Leave out the pictures and transcribe the rest of the records exactly.

──────── DATA EXCERPTS

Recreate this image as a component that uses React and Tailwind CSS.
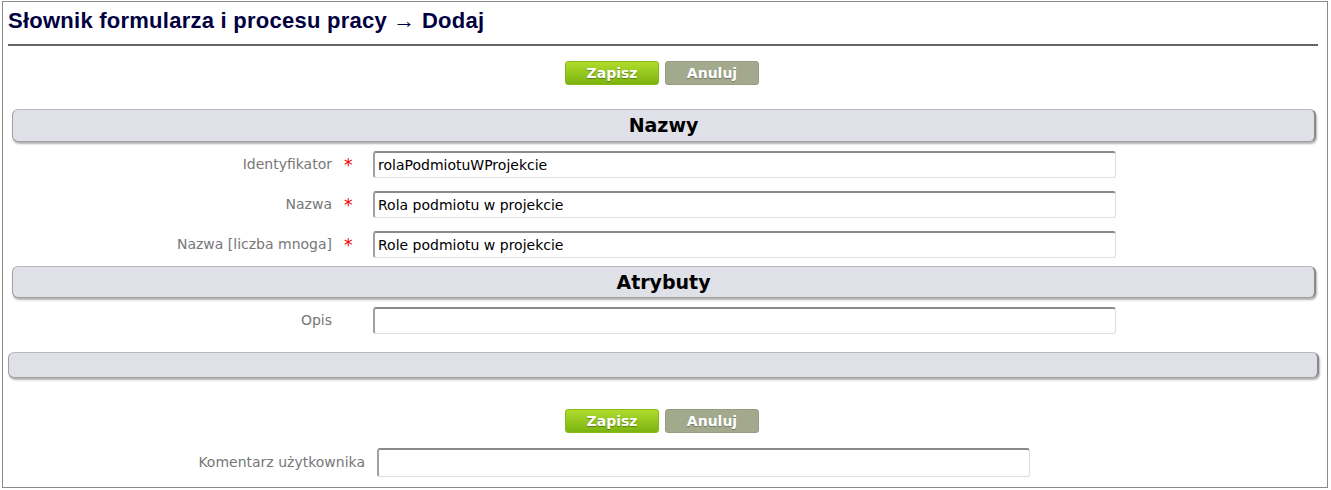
import React from 'react';

const verdana = { fontFamily: '"DejaVu Sans", Verdana, sans-serif' };

function Buttons() {
    return (
        <div className="flex justify-center gap-[6px] pr-[6px]">
            <button
                className="w-[94px] h-[24px] rounded-[3px] border border-[#86b817] bg-gradient-to-b from-[#b0dc2c] to-[#7cb40f] text-white text-[14px] font-bold [text-shadow:0_1px_1px_rgba(0,0,0,0.35)]"
                style={verdana}
            >
                Zapisz
            </button>
            <button
                className="w-[94px] h-[24px] rounded-[3px] border border-[#959c80] bg-[#a2a98c] text-white text-[14px] font-bold [text-shadow:0_1px_1px_rgba(0,0,0,0.3)]"
                style={verdana}
            >
                Anuluj
            </button>
        </div>
    );
}

function SectionBar({ title, className = '' }) {
    return (
        <div
            className={`rounded-[6px] bg-[#e0e0e8] border border-[#a0a0a0] border-t-[#b8b8b8] border-r-2 border-r-[#8a8a8a] shadow-[1px_2px_2px_rgba(0,0,0,0.3)] flex items-center justify-center text-[19px] font-bold text-black ${className}`}
            style={verdana}
        >
            {title}
        </div>
    );
}

function Field({ label, value, required }) {
    return (
        <div className="flex items-center h-[27px]">
            <div className="w-[329px] text-right text-[14px] text-[#777]" style={verdana}>
                {label}
            </div>
            <div className="w-[41px] pl-[12px] text-[17px] text-[#e00] leading-none pt-[2px]" style={verdana}>
                {required ? '*' : ''}
            </div>
            <input
                readOnly
                value={value}
                className="w-[743px] h-[27px] rounded-[3px] border border-[#ddd] border-t-2 border-t-[#8a8a8a] border-l-2 border-l-[#a0a0a0] px-[3px] text-[14px] text-black outline-none bg-white"
                style={verdana}
            />
        </div>
    );
}

export default function App() {
    return (
        <div className="w-[1331px] h-[490px] bg-white pl-[2px] pt-[1px]">
            <div className="w-[1326px] h-[487px] border border-[#8a8a8a] flex flex-col">
                <h1
                    className="ml-[5px] mt-[5px] text-[22px] leading-[27px] font-bold text-[#000040] tracking-[0.25px]"
                    style={{ fontFamily: '"Liberation Sans", Arial, sans-serif' }}
                >
                    Słownik formularza i procesu pracy → Dodaj
                </h1>
                <div className="ml-[5px] mr-[9px] mt-[10px] h-[2px] bg-[#666]" />

                <div className="mt-[15px]">
                    <Buttons />
                </div>

                <SectionBar title="Nazwy" className="mt-[24px] ml-[9px] mr-[11px] h-[33px]" />

                <div className="flex flex-col gap-[13px] mt-[9px]">
                    <Field label="Identyfikator" value="rolaPodmiotuWProjekcie" required />
                    <Field label="Nazwa" value="Rola podmiotu w projekcie" required />
                    <Field label="Nazwa [liczba mnoga]" value="Role podmiotu w projekcie" required />
                </div>

                <SectionBar title="Atrybuty" className="mt-[8px] ml-[9px] mr-[11px] h-[32px]" />

                <div className="mt-[9px]">
                    <Field label="Opis" value="" />
                </div>

                <SectionBar title="" className="mt-[18px] ml-[5px] mr-[8px] h-[26px]" />

                <div className="mt-[31px]">
                    <Buttons />
                </div>

                <div className="flex items-center mt-[15px]">
                    <div className="w-[362px] text-right text-[14px] text-[#777]" style={verdana}>
                        Komentarz użytkownika
                    </div>
                    <input
                        readOnly
                        value=""
                        className="ml-[12px] w-[653px] h-[29px] rounded-[3px] border border-[#ddd] border-t-2 border-t-[#8a8a8a] border-l-2 border-l-[#a0a0a0] px-[3px] text-[14px] outline-none bg-white"
                        style={verdana}
                    />
                </div>
            </div>
        </div>
    );
}
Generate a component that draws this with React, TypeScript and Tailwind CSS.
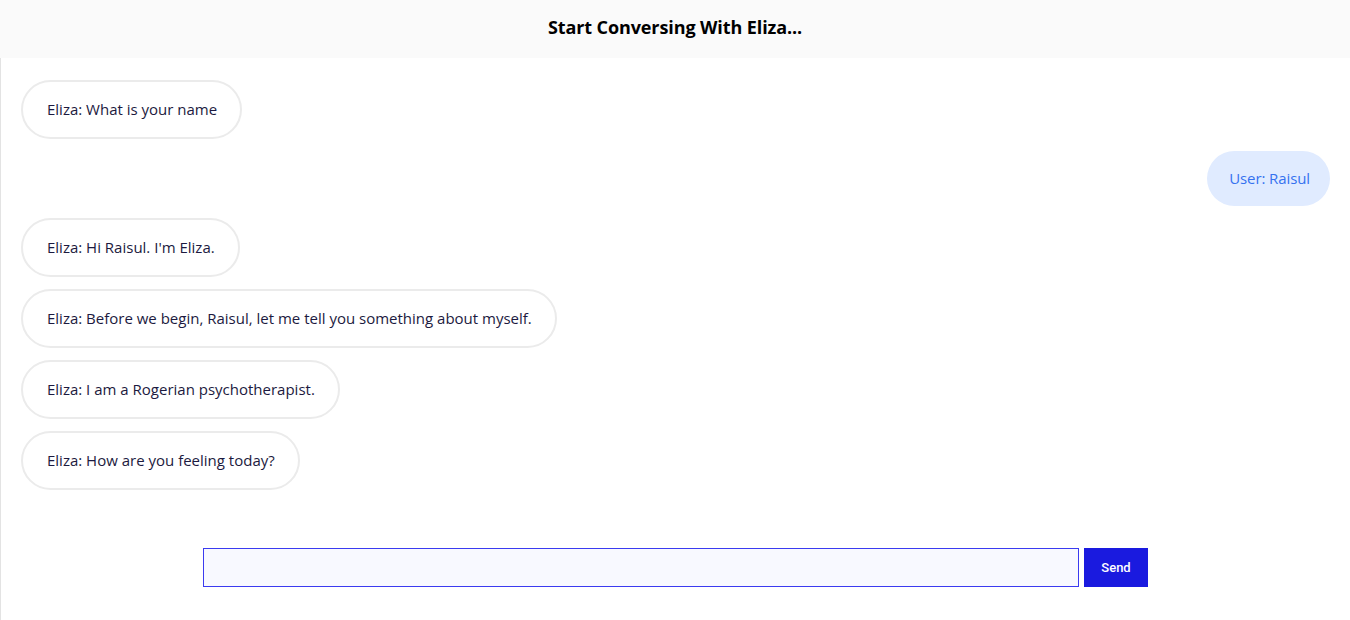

────────────────

OUTPUT BELOW:
Recreate this image as a component that uses React and Tailwind CSS.
import React from 'react';

const verdana = { fontFamily: '"DejaVu Sans", Verdana, sans-serif' };

function Buttons() {
    return (
        <div className="flex justify-center gap-[6px] pr-[6px]">
            <button
                className="w-[94px] h-[24px] rounded-[3px] border border-[#86b817] bg-gradient-to-b from-[#b0dc2c] to-[#7cb40f] text-white text-[14px] font-bold [text-shadow:0_1px_1px_rgba(0,0,0,0.35)]"
                style={verdana}
            >
                Zapisz
            </button>
            <button
                className="w-[94px] h-[24px] rounded-[3px] border border-[#959c80] bg-[#a2a98c] text-white text-[14px] font-bold [text-shadow:0_1px_1px_rgba(0,0,0,0.3)]"
                style={verdana}
            >
                Anuluj
            </button>
        </div>
    );
}

function SectionBar({ title, className = '' }) {
    return (
        <div
            className={`rounded-[6px] bg-[#e0e0e8] border border-[#a0a0a0] border-t-[#b8b8b8] border-r-2 border-r-[#8a8a8a] shadow-[1px_2px_2px_rgba(0,0,0,0.3)] flex items-center justify-center text-[19px] font-bold text-black ${className}`}
            style={verdana}
        >
            {title}
        </div>
    );
}

function Field({ label, value, required }) {
    return (
        <div className="flex items-center h-[27px]">
            <div className="w-[329px] text-right text-[14px] text-[#777]" style={verdana}>
                {label}
            </div>
            <div className="w-[41px] pl-[12px] text-[17px] text-[#e00] leading-none pt-[2px]" style={verdana}>
                {required ? '*' : ''}
            </div>
            <input
                readOnly
                value={value}
                className="w-[743px] h-[27px] rounded-[3px] border border-[#ddd] border-t-2 border-t-[#8a8a8a] border-l-2 border-l-[#a0a0a0] px-[3px] text-[14px] text-black outline-none bg-white"
                style={verdana}
            />
        </div>
    );
}

export default function App() {
    return (
        <div className="w-[1331px] h-[490px] bg-white pl-[2px] pt-[1px]">
            <div className="w-[1326px] h-[487px] border border-[#8a8a8a] flex flex-col">
                <h1
                    className="ml-[5px] mt-[5px] text-[22px] leading-[27px] font-bold text-[#000040] tracking-[0.25px]"
                    style={{ fontFamily: '"Liberation Sans", Arial, sans-serif' }}
                >
                    Słownik formularza i procesu pracy → Dodaj
                </h1>
                <div className="ml-[5px] mr-[9px] mt-[10px] h-[2px] bg-[#666]" />

                <div className="mt-[15px]">
                    <Buttons />
                </div>

                <SectionBar title="Nazwy" className="mt-[24px] ml-[9px] mr-[11px] h-[33px]" />

                <div className="flex flex-col gap-[13px] mt-[9px]">
                    <Field label="Identyfikator" value="rolaPodmiotuWProjekcie" required />
                    <Field label="Nazwa" value="Rola podmiotu w projekcie" required />
                    <Field label="Nazwa [liczba mnoga]" value="Role podmiotu w projekcie" required />
                </div>

                <SectionBar title="Atrybuty" className="mt-[8px] ml-[9px] mr-[11px] h-[32px]" />

                <div className="mt-[9px]">
                    <Field label="Opis" value="" />
                </div>

                <SectionBar title="" className="mt-[18px] ml-[5px] mr-[8px] h-[26px]" />

                <div className="mt-[31px]">
                    <Buttons />
                </div>

                <div className="flex items-center mt-[15px]">
                    <div className="w-[362px] text-right text-[14px] text-[#777]" style={verdana}>
                        Komentarz użytkownika
                    </div>
                    <input
                        readOnly
                        value=""
                        className="ml-[12px] w-[653px] h-[29px] rounded-[3px] border border-[#ddd] border-t-2 border-t-[#8a8a8a] border-l-2 border-l-[#a0a0a0] px-[3px] text-[14px] outline-none bg-white"
                        style={verdana}
                    />
                </div>
            </div>
        </div>
    );
}
Generate a component that draws this with React, TypeScript and Tailwind CSS.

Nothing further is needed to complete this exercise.